For this, he was awarded the 1970 Nobel Peace Prize, the only time in its history the award was given for achievements in agricultural science. Dismayed that there was no award for significant breakthroughs in food and agriculture, Dr. Borlaug set out to create an award of his own. In 1986, Dr. Borlaug founded the World Food Prize to recognize life-saving achievements that increase the quality, quantity or availability of food in the world. In 1990, in partnership with Des Moines businessman and philanthropist John Ruan, the Prize was moved to Des Moines. Now in its 23rd year, the award is often referred to as the "Nobel Prize for Food and Agriculture." The World Food Prize also hosts: an international symposium, The Borlaug Dialogue, which attracts leading agricultural experts from around the world to discuss cutting-edge topics in global food security; and a Youth Institute for high school students that was a special favorite of Dr. Borlaug.
Dr. Borlaug spent his later years committed to extending the Green Revolution to Africa, heading the Sasakawa Global 2000 program. He also continued his relationship with the International Maize and Wheat Improvement Center in Mexico, and traveled extensively throughout the world most of the year.
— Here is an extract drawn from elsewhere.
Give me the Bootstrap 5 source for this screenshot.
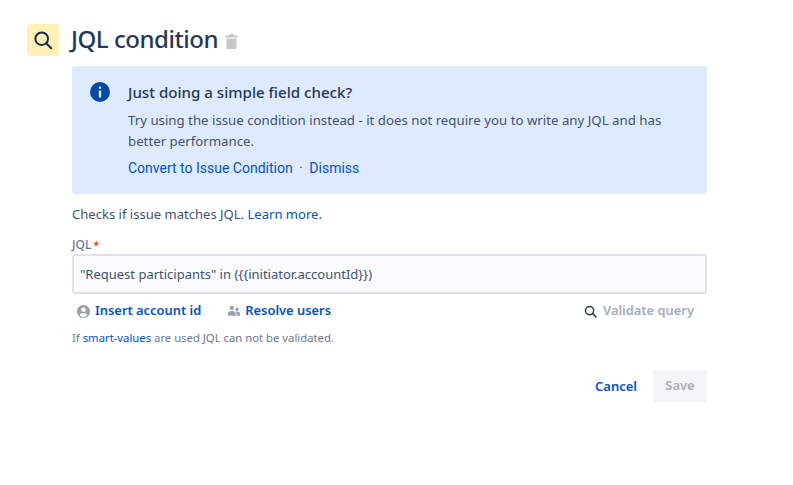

He returned to the United States each year to teach a course at Texas A&M University and to attend the World Food Prize events in Des Moines.
"The world has lost a great hero," said Ambassador Kenneth M. Quinn, President of the World Food Prize. "Dr. Borlaug's tireless commitment to ending hunger had an enormous impact on the course of history. He will be remembered with love and appreciation around the globe."
In addition to the Nobel Peace Prize, Dr. Borlaug received more than 150 international honors, including the United States Congressional Gold Medal, and the Presidential Medal of Freedom. He is one of only five people in all of history to have received these three awards, joining Martin Luther King, Jr., Elie Wiesel, Nelson Mandela, and Mother Teresa.